Y en esta empresa ocuparon la mayor parte del siglo XVI, estando ya terminada cuando llegaron los enviados del rey, hacia 1576, con el fin de averiguar una serie de cuestiones de esta localidad con la que tantos siglos he convivido. En aquellos momentos no había brotado aún la enorme torre que a la parte oeste se erige por encima del tejado del nuevo templo edificado por los habitantes de Alcaudete de la Jara, cénit de una aspiración de la comunidad que ha dado vida a este lugar, la cual, cuando estuvo terminada, dio considerables muestras de alegría, con celebraciones de todo tipo, en las que participaron personas que solo vi morar en la zona cuando tuvo lugar este alborozo y que, dicho sea de paso vestían una lujosas prendas que parecía tener un color especial y muy vivo.

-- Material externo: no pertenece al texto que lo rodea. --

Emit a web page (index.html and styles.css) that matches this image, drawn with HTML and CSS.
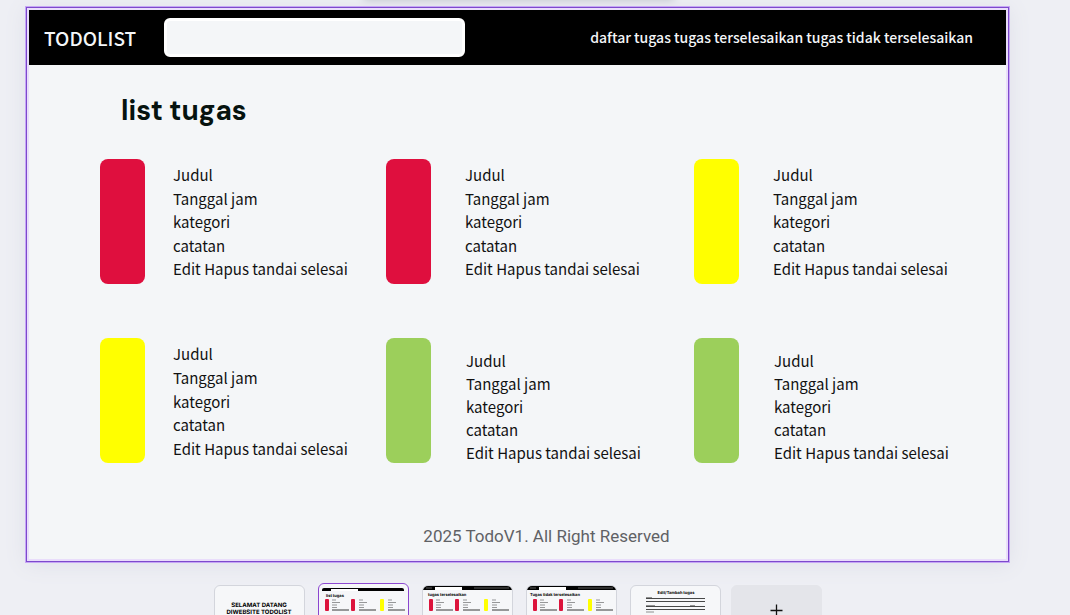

Y de este modo, privado de mi antigua compañera y de parte esa vista con la que me había ido encariñando durante lustros, pero escoltado por esa enorme construcción que a las mujeres y hombres de aquí gusta de llamar Catedral de la Jara, he pasado los últimos cinco siglos. Reconozco que apenas me acuerdo de aquel pequeño templo de ladrillo y piedra que, si no recuerdo mal no tenía más saliente que una espadaña con campanas, aunque aún guardo la esperanza de que se encuentre alojado en el vientre del edificio actual y podamos volver a vernos, pues tras tantas centurias, seguro que tenemos muchas curiosidades y sucesos que contarnos mutuamente.